5 Love Notes to My Grandmother

This was posted on a blog http://www.helpothers.org/story.php?sid=6932 that was really inspiring and touching:

"I was just in France to visit my grand-mother who is very dear to me. I don’t get to cross the Atlantic very often, and she’s now 96 year old, so every time I go visit, the two of us are very aware that it might be the last time we see each other. Last time I visited her in December of 2004, I did a series of short video interviews about her life. I asked her what it was like to grow up with her father in the 1910s (her mother died during labor), to live through the German occupation alone with two young children with a husband away in a prisonner's camp in Germany. I asked her about her greatest memories and life learnings so far, her favorite books, foods, stories. I also asked her about her spirituality and her thoughts about death. I learned a lot of amazing new things about her I never knew before. These were very intimate conversations and a very special time for both of us.

This year, I did not really have questions, only a great urge for her to know how loved she is. I cooked for her, and read her stories. I gave her a foot massage, which I was amazed to discover was her first ever! Before leaving, I was looking for a way to leave something meaningful to behind besides the memory of our time together. So I wrote her five different love and gratitude notes to let her know how much she means to me, and hid them in different places where I knew she would eventually find them… One under the sheets, on her pillow. Another one hanging from the lamp shade by which she reads in the evening. Another one by her toothbrush. One in her mailbox which she eagerly checks every day. And a last one on her car’s steering wheel (she still drives to the nearby village a couple of times a week to run errands!). I left really joyous knowing that these cards would surely cheer her up after I left (she lives by herself). She called me as I was traveling back to Paris to catch my plane back to the US and said (in French of course): “I found your three cards!

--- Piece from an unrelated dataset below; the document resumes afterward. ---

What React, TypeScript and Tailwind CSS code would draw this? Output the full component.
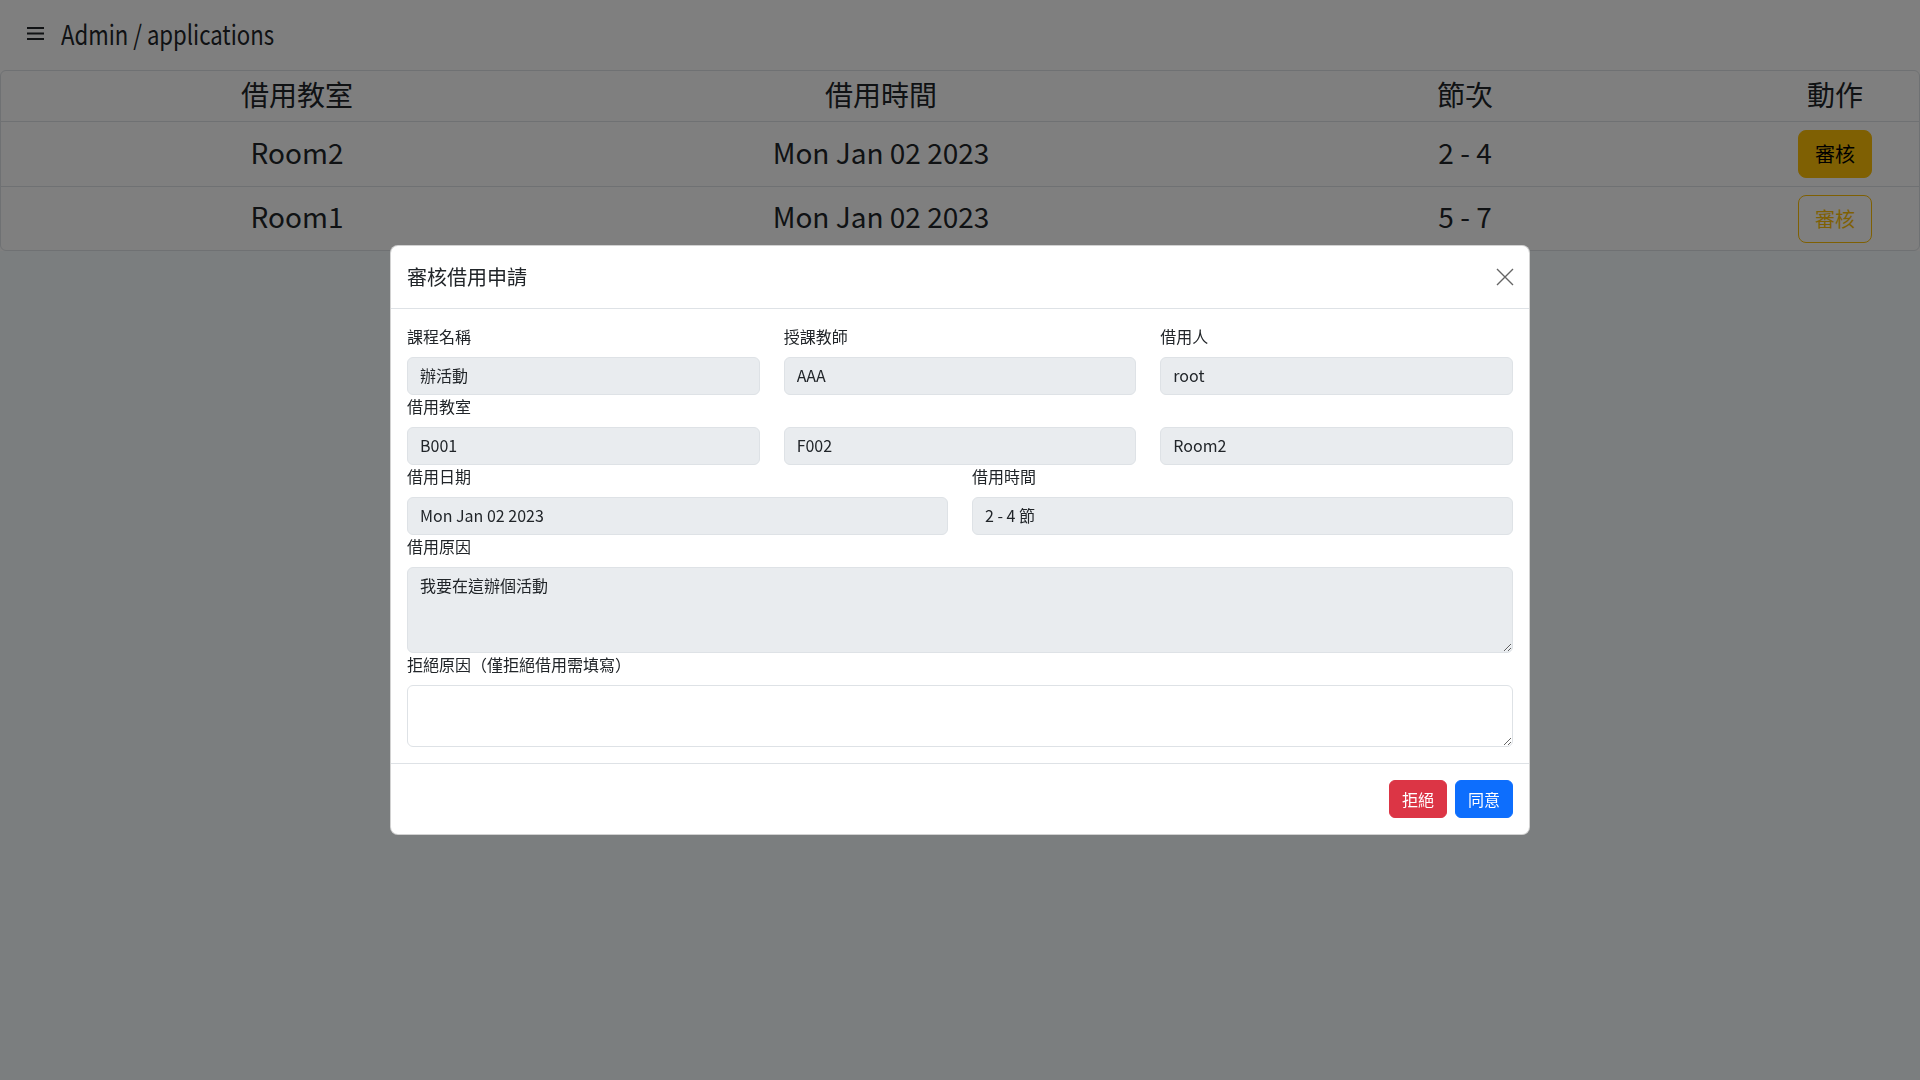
const rows = [
  { room: "Room2", date: "Mon Jan 02 2023", period: "2 - 4", solid: true },
  { room: "Room1", date: "Mon Jan 02 2023", period: "5 - 7", solid: false },
];

const Field = ({ value }: { value: string }) => (
  <input
    readOnly
    value={value}
    className="w-full h-[38px] px-3 pt-[5px] pb-[7px] border border-[#dee2e6] rounded-[6px] bg-[#e9ecef] text-[16px] leading-6 text-[#212529] outline-none"
  />
);

const Label = ({ children }: { children: React.ReactNode }) => (
  <label className="block mb-2 text-[16px] leading-6 text-[#212529] -translate-y-px">{children}</label>
);

export default function App() {
  return (
    <div className="min-h-screen w-full bg-[#f6fdff] font-['Noto_Sans_CJK_TC','Noto_Sans',sans-serif] text-[#212529]">
      <div className="bg-white">
        <div className="h-[70px] flex items-center pl-[27px] gap-[17px]">
          <svg width="17" height="13" viewBox="0 0 17 13" fill="#212529" className="-mt-[4px]">
            <rect x="0" y="0" width="17" height="2" />
            <rect x="0" y="5.5" width="17" height="2" />
            <rect x="0" y="11" width="17" height="2" />
          </svg>
          <span className="inline-block origin-left scale-x-[0.82] text-[27px] leading-[36px] -mt-[3px] whitespace-nowrap">
            Admin / applications
          </span>
        </div>

        <div className="border border-[#dee2e6] rounded-[6px] text-[28px]">
          <div className="grid grid-cols-[592px_576px_592px_1fr] h-[51px] items-center text-center border-b border-[#dee2e6] pb-[4px]">
            <div>借用教室</div>
            <div>借用時間</div>
            <div>節次</div>
            <div className="pr-[10px]">動作</div>
          </div>
          {rows.map((r, i) => (
            <div
              key={r.room}
              className={`grid grid-cols-[592px_576px_592px_1fr] items-center text-center ${
                i < rows.length - 1 ? "h-[65px] border-b border-[#dee2e6]" : "h-[63px]"
              }`}
            >
              <div className="pb-[5px]">{r.room}</div>
              <div className="pb-[5px]">{r.date}</div>
              <div className="pb-[5px]">{r.period}</div>
              <div className="flex justify-center pr-[10px]">
                {r.solid ? (
                  <button className="w-[74px] h-[48px] rounded-[8px] bg-[#ffc107] border border-[#ffc107] text-black text-[20px] leading-[30px]">
                    審核
                  </button>
                ) : (
                  <button className="w-[74px] h-[48px] rounded-[8px] bg-transparent border border-[#ffc107] text-[#ffc107] text-[20px] leading-[30px]">
                    審核
                  </button>
                )}
              </div>
            </div>
          ))}
        </div>
      </div>

      {/* backdrop */}
      <div className="fixed inset-0 bg-black/50" />

      {/* modal */}
      <div className="fixed inset-0 flex items-center justify-center">
        <div className="w-[1140px] bg-white rounded-[8px] border border-black/[0.175]">
          <div className="flex items-center justify-between px-4 py-4 border-b border-[#dee2e6]">
            <h5 className="text-[20px] leading-[30px] font-normal">審核借用申請</h5>
            <button className="w-6 h-6 -mr-1 flex items-center justify-center opacity-60">
              <svg width="18" height="18" viewBox="0 0 18 18" fill="none" stroke="#000" strokeWidth="1.4">
                <path d="M1 1 L17 17 M17 1 L1 17" />
              </svg>
            </button>
          </div>

          <div className="p-4">
            <div className="grid grid-cols-3 gap-x-6">
              <div>
                <Label>課程名稱</Label>
                <Field value="辦活動" />
              </div>
              <div>
                <Label>授課教師</Label>
                <Field value="AAA" />
              </div>
              <div>
                <Label>借用人</Label>
                <Field value="root" />
              </div>
            </div>

            <Label>借用教室</Label>
            <div className="grid grid-cols-3 gap-x-6">
              <Field value="B001" />
              <Field value="F002" />
              <Field value="Room2" />
            </div>

            <div className="grid grid-cols-2 gap-x-6">
              <div>
                <Label>借用日期</Label>
                <Field value="Mon Jan 02 2023" />
              </div>
              <div>
                <Label>借用時間</Label>
                <Field value="2 - 4 節" />
              </div>
            </div>

            <Label>借用原因</Label>
            <textarea
              readOnly
              value="我要在這辦個活動"
              className="block w-full h-[86px] px-3 pt-[5px] pb-[7px] border border-[#dee2e6] rounded-[6px] bg-[#e9ecef] text-[16px] leading-6 text-[#212529] outline-none"
            />

            <Label>拒絕原因（僅拒絕借用需填寫）</Label>
            <textarea className="block w-full h-[62px] px-3 py-1.5 border border-[#dee2e6] rounded-[6px] bg-white text-[16px] leading-6 text-[#212529] outline-none" />
          </div>

          <div className="flex justify-end gap-2 px-4 py-4 border-t border-[#dee2e6]">
            <button className="h-[38px] px-3 rounded-[6px] border border-[#dc3545] bg-[#dc3545] text-white text-[16px] leading-6">拒絕</button>
            <button className="h-[38px] px-3 rounded-[6px] border border-[#0d6efd] bg-[#0d6efd] text-white text-[16px] leading-6">同意</button>
          </div>
        </div>
      </div>
    </div>
  );
}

By the time I discovered the third, I was laughing out loud! They did me so much good. Thank you so much!” I smiled to myself, knowing she still had two more to go! It was Sunday, so my guess is that she had not checked her mailbox and had not yet driven her car!

As I was sitting on the plane back to the United States, I remembered that one of my friends' guiding principles is to treat everyone like family, and so I was thinking about ways to practice that in different settings, including on a plane ride. I decided that on my next flight, I would bring and write five anonymous appreciation cards for different people on the plane, including the pilot who probably does not get thanked enough for taking us safely to our destination."